Biz buna sistematik şiddet diyoruz. Şiddet rejim tarafından onaylandığı için bu böyle. Tabii ki burada samimiyet arayamazsınız. Demin de anlattığım gibi hukuk güçlülerin yanındaysa buradan adalet beklenemez.  Hırvat generalleri yargılayan Uluslararası Ceza Mahkeme sırf bir gün aynı şekilde İsrail, Amerikan generallerin de bu şekilde yargılanmaması için tüm o generalleri serbest bıraktı. Ancak şunu da belirtmek isterim ki Yugoslavya da yaşananlar ve Kürdistan’da yaşananlar arasında bir paralellik yok. Çünkü Yugoslavya’da bir iç savaş yaşanırken, Türkiye’de kalıcı ve sürekli ölümler söz konusuydu. Ve bu durum savaş olarak ilan edilmedi. Bence bu önemli bir ayrıntı.  

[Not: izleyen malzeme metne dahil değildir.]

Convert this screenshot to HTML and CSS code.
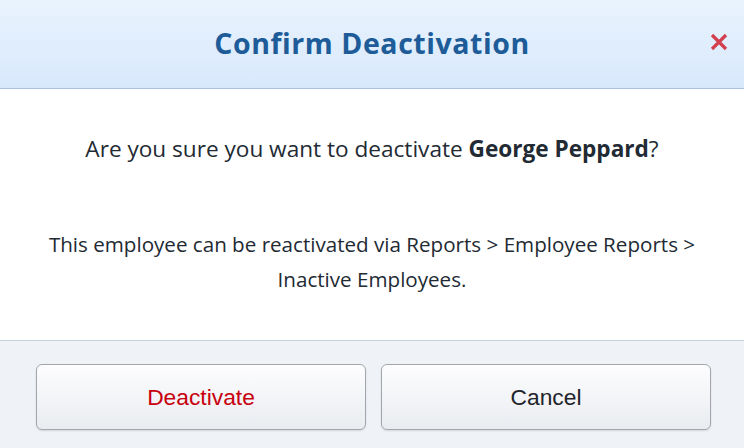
FILE: index.html
```html
<!DOCTYPE html>
<html>
<head>
<meta charset="utf-8">
<link rel="stylesheet" href="styles.css">
</head>
<body>
<div class="dialog">
  <header class="dlg-header">
    <h1 class="dlg-title">Confirm Deactivation</h1>
    <button class="dlg-close" aria-label="Close">
      <svg width="18" height="18" viewBox="0 0 18 18"><path d="M2 2 L16 16 M16 2 L2 16" stroke="#d2404f" stroke-width="3.2" stroke-linecap="butt"/></svg>
    </button>
  </header>
  <main class="dlg-body">
    <p class="question">Are you sure you want to deactivate <b>George Peppard</b>?</p>
    <p class="note">This employee can be reactivated via Reports &gt; Employee Reports &gt; Inactive Employees.</p>
  </main>
  <footer class="dlg-footer">
    <button class="btn btn-danger">Deactivate</button>
    <button class="btn">Cancel</button>
  </footer>
</div>
</body>
</html>
```
FILE: styles.css
```css
* { box-sizing: border-box; }
html, body { margin: 0; padding: 0; }
body {
  width: 744px;
  height: 448px;
  font-family: "Open Sans", "Noto Sans", sans-serif;
  background: #fff;
  overflow: hidden;
}
.dialog {
  display: flex;
  flex-direction: column;
  height: 448px;
}
.dlg-header {
  position: relative;
  height: 89px;
  flex: none;
  background: linear-gradient(#e9f3fe, #d8e8fb);
  border-bottom: 1px solid #a9c3df;
  display: flex;
  align-items: center;
  justify-content: center;
}
.dlg-title {
  margin: 0;
  font-size: 28.5px;
  font-weight: 700;
  color: #1d5c98;
  letter-spacing: 0.55px;
  padding-bottom: 2px;
}
.dlg-close {
  position: absolute;
  right: 16px;
  top: 33px;
  width: 18px;
  height: 18px;
  padding: 0;
  border: 0;
  background: none;
  display: block;
}
.dlg-close svg { display: block; }
.dlg-body {
  flex: 1;
  background: #fff;
  text-align: center;
  color: #222a33;
  padding: 0 40px;
}
.question {
  margin: 0;
  padding-top: 45px;
  font-size: 22.6px;
  line-height: 30px;
}
.question b { font-weight: 700; }
.note {
  margin: 0;
  padding-top: 63px;
  font-size: 20.6px;
  line-height: 35px;
}
.dlg-footer {
  flex: none;
  height: 108px;
  background: #eff2f7;
  border-top: 1px solid #c6cfdc;
  display: flex;
  gap: 15px;
  padding: 23px 33px 0 36px;
}
.btn {
  width: 330px;
  height: 66px;
  border: 1px solid #a3a7ad;
  border-radius: 6px;
  background: linear-gradient(#fdfdfe, #e9ecf0);
  box-shadow: 0 1px 2px rgba(0,0,0,0.12);
  font-family: "Liberation Sans", Arial, sans-serif;
  font-size: 22.8px;
  color: #1f242b;
  padding: 0;
}
.btn-danger { color: #c8000e; }
```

RAKAMLARI DEĞİL İSİMLERİ KEŞFETMEK
-Barışı koruma ve uzlaşma konusunda faaliyetlerinizi bugün RECOM’da sürdürüyorsunuz. Bu çerçeve Yugoslavya ‘da 1991 ile 2001 arasında gerçekleşen savaş suçlarını ve ağır hak ihlallerini dair gerçekleri saptamak üzere bir bölgesel hakikat komisyonu kurdunuz. Bu komisyon nasıl işliyor?
Bu komisyonun birinci hedefi öldürülen tüm insanların isimlerini listelemektir. Çünkü sayıları kullanırsanız bu sadece bir trajedi ifade eder. Dersiniz ki 125 bin kişi öldürüldü ve bu sadece bir istatistik olur. Hayatımda sadece bir mekanda 17 tane ölüm gördüm ve bu çok berbat bir şeydi. Şimdi bunun üzerine bin sayısı eklendiğini düşünün. Birinci mesele rakamları değil isimleri keşfetmektir. İkinci mesele de bu öldürülen insanların hangi bağlamda, hangi olaylarda öldürüldükleridir. O öldürülen yerde hangi ordu birlikleri vardı ve bu ordu birliklerinin kimler yönetiyordu. Biz burada hakim veya savcı değiliz ölümlerin cezasını verecek bir komite değildik. Biz sadece kim nerede ve nasıl öldürüldüğünün peşindeydik.
-Son olarak Kürt sorunuyla ilgili çözüm sürecini nasıl değerlendiriyorsunuz?
Benim görüşüme göre bu süreç iki taraftan oluşmuyor. Burada sadece bir taraf var. O da Türk devleti. Yönettiği yerden Türk devleti sorumludur. İnsanların yaşamını korumak bu sorumlukların içerisindedir ve buna Kürtler de dahildir. İşte bu sorumluluğu kabul ettikten sonra politik çözümü gerçek manada tartışabiliriz ama ilk önce Türkiye’nin Kürt meselesinde sorumluluğunu kabul etmesi gerekir. Öldürülmeler durur ve kimlerin ceza alınacağına karar verilir.